Repeat the material below exactly, with no pictures.

•••

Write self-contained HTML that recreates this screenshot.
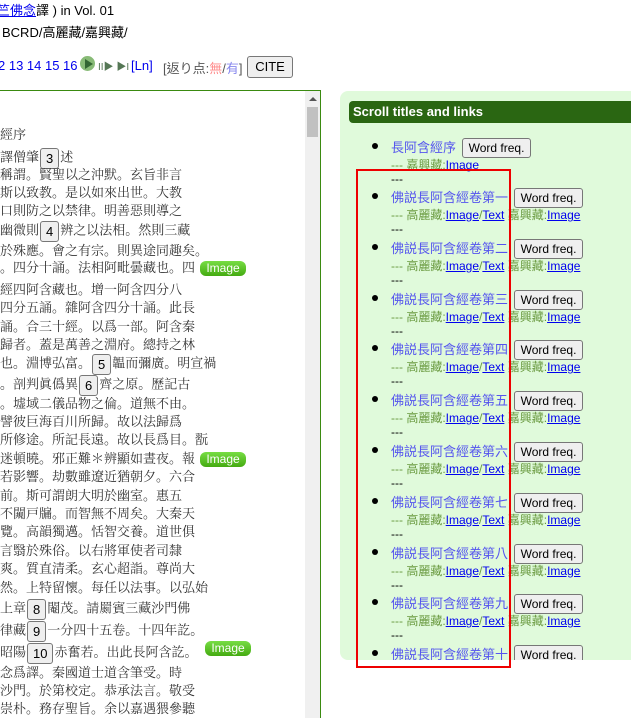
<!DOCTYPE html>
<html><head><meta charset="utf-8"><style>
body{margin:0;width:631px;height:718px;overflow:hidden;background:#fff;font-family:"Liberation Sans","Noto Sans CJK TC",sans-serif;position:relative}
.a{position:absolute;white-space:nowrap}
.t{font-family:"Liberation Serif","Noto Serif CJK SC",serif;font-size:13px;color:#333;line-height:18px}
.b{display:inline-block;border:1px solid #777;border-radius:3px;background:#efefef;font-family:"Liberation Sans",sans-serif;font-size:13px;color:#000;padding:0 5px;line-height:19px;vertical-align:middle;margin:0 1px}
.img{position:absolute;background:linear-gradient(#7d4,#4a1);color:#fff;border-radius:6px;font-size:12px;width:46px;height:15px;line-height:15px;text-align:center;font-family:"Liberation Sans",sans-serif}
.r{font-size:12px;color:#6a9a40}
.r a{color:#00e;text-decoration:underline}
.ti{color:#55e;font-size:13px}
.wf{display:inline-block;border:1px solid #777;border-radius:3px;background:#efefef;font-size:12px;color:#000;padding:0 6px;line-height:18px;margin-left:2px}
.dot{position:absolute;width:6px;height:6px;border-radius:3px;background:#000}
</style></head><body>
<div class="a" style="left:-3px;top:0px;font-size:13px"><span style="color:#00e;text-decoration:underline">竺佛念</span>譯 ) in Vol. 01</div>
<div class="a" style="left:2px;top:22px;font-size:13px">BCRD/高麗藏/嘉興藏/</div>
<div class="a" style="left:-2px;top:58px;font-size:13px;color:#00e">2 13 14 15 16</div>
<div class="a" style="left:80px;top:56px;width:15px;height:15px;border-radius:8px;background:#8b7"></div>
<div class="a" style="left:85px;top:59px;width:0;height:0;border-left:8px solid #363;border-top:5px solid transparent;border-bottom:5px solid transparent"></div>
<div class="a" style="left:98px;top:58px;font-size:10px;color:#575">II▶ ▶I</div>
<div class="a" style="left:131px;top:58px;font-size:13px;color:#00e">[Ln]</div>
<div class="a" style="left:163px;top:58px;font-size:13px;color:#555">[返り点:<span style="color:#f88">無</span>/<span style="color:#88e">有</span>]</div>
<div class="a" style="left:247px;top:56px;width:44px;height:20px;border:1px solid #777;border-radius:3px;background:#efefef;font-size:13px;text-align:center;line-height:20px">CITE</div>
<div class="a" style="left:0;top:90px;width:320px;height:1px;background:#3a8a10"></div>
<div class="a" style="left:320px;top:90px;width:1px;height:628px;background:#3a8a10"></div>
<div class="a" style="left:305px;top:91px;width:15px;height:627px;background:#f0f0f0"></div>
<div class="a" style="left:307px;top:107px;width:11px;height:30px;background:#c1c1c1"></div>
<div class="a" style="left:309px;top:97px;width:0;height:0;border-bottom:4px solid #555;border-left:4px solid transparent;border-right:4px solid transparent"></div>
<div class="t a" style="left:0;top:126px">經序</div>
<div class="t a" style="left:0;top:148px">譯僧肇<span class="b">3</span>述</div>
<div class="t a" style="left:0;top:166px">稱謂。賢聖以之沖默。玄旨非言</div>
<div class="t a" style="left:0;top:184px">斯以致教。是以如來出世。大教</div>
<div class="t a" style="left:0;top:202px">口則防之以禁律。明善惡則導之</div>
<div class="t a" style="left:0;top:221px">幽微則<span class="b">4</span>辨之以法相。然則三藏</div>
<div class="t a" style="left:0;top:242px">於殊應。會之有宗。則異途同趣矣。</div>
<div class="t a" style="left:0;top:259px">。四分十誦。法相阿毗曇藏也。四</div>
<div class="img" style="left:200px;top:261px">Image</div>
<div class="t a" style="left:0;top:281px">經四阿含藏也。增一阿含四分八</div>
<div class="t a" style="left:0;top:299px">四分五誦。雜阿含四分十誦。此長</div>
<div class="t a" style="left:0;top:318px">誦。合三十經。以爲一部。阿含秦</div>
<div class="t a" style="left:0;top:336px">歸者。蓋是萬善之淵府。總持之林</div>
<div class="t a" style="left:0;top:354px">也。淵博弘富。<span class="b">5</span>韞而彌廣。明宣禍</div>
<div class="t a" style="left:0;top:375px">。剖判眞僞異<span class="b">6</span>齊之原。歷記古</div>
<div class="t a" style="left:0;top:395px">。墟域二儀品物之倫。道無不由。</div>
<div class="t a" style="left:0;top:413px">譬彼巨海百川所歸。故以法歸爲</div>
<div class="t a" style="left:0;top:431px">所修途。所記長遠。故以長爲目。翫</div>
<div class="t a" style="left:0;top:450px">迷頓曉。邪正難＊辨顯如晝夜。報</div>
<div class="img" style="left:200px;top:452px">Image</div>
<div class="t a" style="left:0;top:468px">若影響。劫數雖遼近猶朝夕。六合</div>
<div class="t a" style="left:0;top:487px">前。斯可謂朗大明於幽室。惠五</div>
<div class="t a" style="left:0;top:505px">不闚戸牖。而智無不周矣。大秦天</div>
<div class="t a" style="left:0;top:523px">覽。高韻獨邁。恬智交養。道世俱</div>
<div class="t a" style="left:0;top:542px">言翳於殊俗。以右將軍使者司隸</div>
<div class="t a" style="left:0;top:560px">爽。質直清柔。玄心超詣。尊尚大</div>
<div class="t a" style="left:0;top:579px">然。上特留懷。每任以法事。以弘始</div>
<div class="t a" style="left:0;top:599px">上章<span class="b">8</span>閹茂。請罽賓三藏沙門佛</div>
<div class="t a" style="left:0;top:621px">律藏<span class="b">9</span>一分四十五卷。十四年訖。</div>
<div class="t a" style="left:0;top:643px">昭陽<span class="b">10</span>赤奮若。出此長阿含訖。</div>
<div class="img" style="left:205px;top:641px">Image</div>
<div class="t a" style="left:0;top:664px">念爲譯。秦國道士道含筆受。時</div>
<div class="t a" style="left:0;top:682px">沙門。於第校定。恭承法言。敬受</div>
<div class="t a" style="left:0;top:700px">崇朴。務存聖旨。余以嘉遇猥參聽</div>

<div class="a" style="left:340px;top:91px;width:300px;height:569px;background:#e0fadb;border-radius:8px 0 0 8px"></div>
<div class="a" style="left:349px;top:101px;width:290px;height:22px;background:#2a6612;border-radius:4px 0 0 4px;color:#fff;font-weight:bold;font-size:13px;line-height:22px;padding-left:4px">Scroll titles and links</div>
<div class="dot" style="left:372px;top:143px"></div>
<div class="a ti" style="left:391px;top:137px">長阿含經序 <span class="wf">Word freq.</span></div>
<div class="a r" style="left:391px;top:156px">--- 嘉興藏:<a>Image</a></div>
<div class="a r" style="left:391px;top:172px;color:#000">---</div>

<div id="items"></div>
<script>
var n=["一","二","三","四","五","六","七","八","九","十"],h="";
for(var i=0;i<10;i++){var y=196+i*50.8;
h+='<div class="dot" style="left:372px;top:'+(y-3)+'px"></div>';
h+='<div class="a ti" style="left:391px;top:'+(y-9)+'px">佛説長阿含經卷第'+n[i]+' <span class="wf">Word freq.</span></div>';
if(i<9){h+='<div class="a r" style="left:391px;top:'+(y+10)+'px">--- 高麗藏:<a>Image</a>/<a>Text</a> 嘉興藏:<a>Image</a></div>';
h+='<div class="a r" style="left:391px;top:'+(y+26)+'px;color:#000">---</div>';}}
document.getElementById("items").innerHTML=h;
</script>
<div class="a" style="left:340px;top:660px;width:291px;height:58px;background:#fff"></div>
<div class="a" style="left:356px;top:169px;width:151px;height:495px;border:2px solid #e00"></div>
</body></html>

•••

Answer to the task:
Write self-contained HTML that recreates this screenshot.
<!DOCTYPE html>
<html><head><meta charset="utf-8"><style>
body{margin:0;width:631px;height:718px;overflow:hidden;background:#fff;font-family:"Liberation Sans","Noto Sans CJK TC",sans-serif;position:relative}
.a{position:absolute;white-space:nowrap}
.t{font-family:"Liberation Serif","Noto Serif CJK SC",serif;font-size:13px;color:#333;line-height:18px}
.b{display:inline-block;border:1px solid #777;border-radius:3px;background:#efefef;font-family:"Liberation Sans",sans-serif;font-size:13px;color:#000;padding:0 5px;line-height:19px;vertical-align:middle;margin:0 1px}
.img{position:absolute;background:linear-gradient(#7d4,#4a1);color:#fff;border-radius:6px;font-size:12px;width:46px;height:15px;line-height:15px;text-align:center;font-family:"Liberation Sans",sans-serif}
.r{font-size:12px;color:#6a9a40}
.r a{color:#00e;text-decoration:underline}
.ti{color:#55e;font-size:13px}
.wf{display:inline-block;border:1px solid #777;border-radius:3px;background:#efefef;font-size:12px;color:#000;padding:0 6px;line-height:18px;margin-left:2px}
.dot{position:absolute;width:6px;height:6px;border-radius:3px;background:#000}
</style></head><body>
<div class="a" style="left:-3px;top:0px;font-size:13px"><span style="color:#00e;text-decoration:underline">竺佛念</span>譯 ) in Vol. 01</div>
<div class="a" style="left:2px;top:22px;font-size:13px">BCRD/高麗藏/嘉興藏/</div>
<div class="a" style="left:-2px;top:58px;font-size:13px;color:#00e">2 13 14 15 16</div>
<div class="a" style="left:80px;top:56px;width:15px;height:15px;border-radius:8px;background:#8b7"></div>
<div class="a" style="left:85px;top:59px;width:0;height:0;border-left:8px solid #363;border-top:5px solid transparent;border-bottom:5px solid transparent"></div>
<div class="a" style="left:98px;top:58px;font-size:10px;color:#575">II▶ ▶I</div>
<div class="a" style="left:131px;top:58px;font-size:13px;color:#00e">[Ln]</div>
<div class="a" style="left:163px;top:58px;font-size:13px;color:#555">[返り点:<span style="color:#f88">無</span>/<span style="color:#88e">有</span>]</div>
<div class="a" style="left:247px;top:56px;width:44px;height:20px;border:1px solid #777;border-radius:3px;background:#efefef;font-size:13px;text-align:center;line-height:20px">CITE</div>
<div class="a" style="left:0;top:90px;width:320px;height:1px;background:#3a8a10"></div>
<div class="a" style="left:320px;top:90px;width:1px;height:628px;background:#3a8a10"></div>
<div class="a" style="left:305px;top:91px;width:15px;height:627px;background:#f0f0f0"></div>
<div class="a" style="left:307px;top:107px;width:11px;height:30px;background:#c1c1c1"></div>
<div class="a" style="left:309px;top:97px;width:0;height:0;border-bottom:4px solid #555;border-left:4px solid transparent;border-right:4px solid transparent"></div>
<div class="t a" style="left:0;top:126px">經序</div>
<div class="t a" style="left:0;top:148px">譯僧肇<span class="b">3</span>述</div>
<div class="t a" style="left:0;top:166px">稱謂。賢聖以之沖默。玄旨非言</div>
<div class="t a" style="left:0;top:184px">斯以致教。是以如來出世。大教</div>
<div class="t a" style="left:0;top:202px">口則防之以禁律。明善惡則導之</div>
<div class="t a" style="left:0;top:221px">幽微則<span class="b">4</span>辨之以法相。然則三藏</div>
<div class="t a" style="left:0;top:242px">於殊應。會之有宗。則異途同趣矣。</div>
<div class="t a" style="left:0;top:259px">。四分十誦。法相阿毗曇藏也。四</div>
<div class="img" style="left:200px;top:261px">Image</div>
<div class="t a" style="left:0;top:281px">經四阿含藏也。增一阿含四分八</div>
<div class="t a" style="left:0;top:299px">四分五誦。雜阿含四分十誦。此長</div>
<div class="t a" style="left:0;top:318px">誦。合三十經。以爲一部。阿含秦</div>
<div class="t a" style="left:0;top:336px">歸者。蓋是萬善之淵府。總持之林</div>
<div class="t a" style="left:0;top:354px">也。淵博弘富。<span class="b">5</span>韞而彌廣。明宣禍</div>
<div class="t a" style="left:0;top:375px">。剖判眞僞異<span class="b">6</span>齊之原。歷記古</div>
<div class="t a" style="left:0;top:395px">。墟域二儀品物之倫。道無不由。</div>
<div class="t a" style="left:0;top:413px">譬彼巨海百川所歸。故以法歸爲</div>
<div class="t a" style="left:0;top:431px">所修途。所記長遠。故以長爲目。翫</div>
<div class="t a" style="left:0;top:450px">迷頓曉。邪正難＊辨顯如晝夜。報</div>
<div class="img" style="left:200px;top:452px">Image</div>
<div class="t a" style="left:0;top:468px">若影響。劫數雖遼近猶朝夕。六合</div>
<div class="t a" style="left:0;top:487px">前。斯可謂朗大明於幽室。惠五</div>
<div class="t a" style="left:0;top:505px">不闚戸牖。而智無不周矣。大秦天</div>
<div class="t a" style="left:0;top:523px">覽。高韻獨邁。恬智交養。道世俱</div>
<div class="t a" style="left:0;top:542px">言翳於殊俗。以右將軍使者司隸</div>
<div class="t a" style="left:0;top:560px">爽。質直清柔。玄心超詣。尊尚大</div>
<div class="t a" style="left:0;top:579px">然。上特留懷。每任以法事。以弘始</div>
<div class="t a" style="left:0;top:599px">上章<span class="b">8</span>閹茂。請罽賓三藏沙門佛</div>
<div class="t a" style="left:0;top:621px">律藏<span class="b">9</span>一分四十五卷。十四年訖。</div>
<div class="t a" style="left:0;top:643px">昭陽<span class="b">10</span>赤奮若。出此長阿含訖。</div>
<div class="img" style="left:205px;top:641px">Image</div>
<div class="t a" style="left:0;top:664px">念爲譯。秦國道士道含筆受。時</div>
<div class="t a" style="left:0;top:682px">沙門。於第校定。恭承法言。敬受</div>
<div class="t a" style="left:0;top:700px">崇朴。務存聖旨。余以嘉遇猥參聽</div>

<div class="a" style="left:340px;top:91px;width:300px;height:569px;background:#e0fadb;border-radius:8px 0 0 8px"></div>
<div class="a" style="left:349px;top:101px;width:290px;height:22px;background:#2a6612;border-radius:4px 0 0 4px;color:#fff;font-weight:bold;font-size:13px;line-height:22px;padding-left:4px">Scroll titles and links</div>
<div class="dot" style="left:372px;top:143px"></div>
<div class="a ti" style="left:391px;top:137px">長阿含經序 <span class="wf">Word freq.</span></div>
<div class="a r" style="left:391px;top:156px">--- 嘉興藏:<a>Image</a></div>
<div class="a r" style="left:391px;top:172px;color:#000">---</div>

<div id="items"></div>
<script>
var n=["一","二","三","四","五","六","七","八","九","十"],h="";
for(var i=0;i<10;i++){var y=196+i*50.8;
h+='<div class="dot" style="left:372px;top:'+(y-3)+'px"></div>';
h+='<div class="a ti" style="left:391px;top:'+(y-9)+'px">佛説長阿含經卷第'+n[i]+' <span class="wf">Word freq.</span></div>';
if(i<9){h+='<div class="a r" style="left:391px;top:'+(y+10)+'px">--- 高麗藏:<a>Image</a>/<a>Text</a> 嘉興藏:<a>Image</a></div>';
h+='<div class="a r" style="left:391px;top:'+(y+26)+'px;color:#000">---</div>';}}
document.getElementById("items").innerHTML=h;
</script>
<div class="a" style="left:340px;top:660px;width:291px;height:58px;background:#fff"></div>
<div class="a" style="left:356px;top:169px;width:151px;height:495px;border:2px solid #e00"></div>
</body></html>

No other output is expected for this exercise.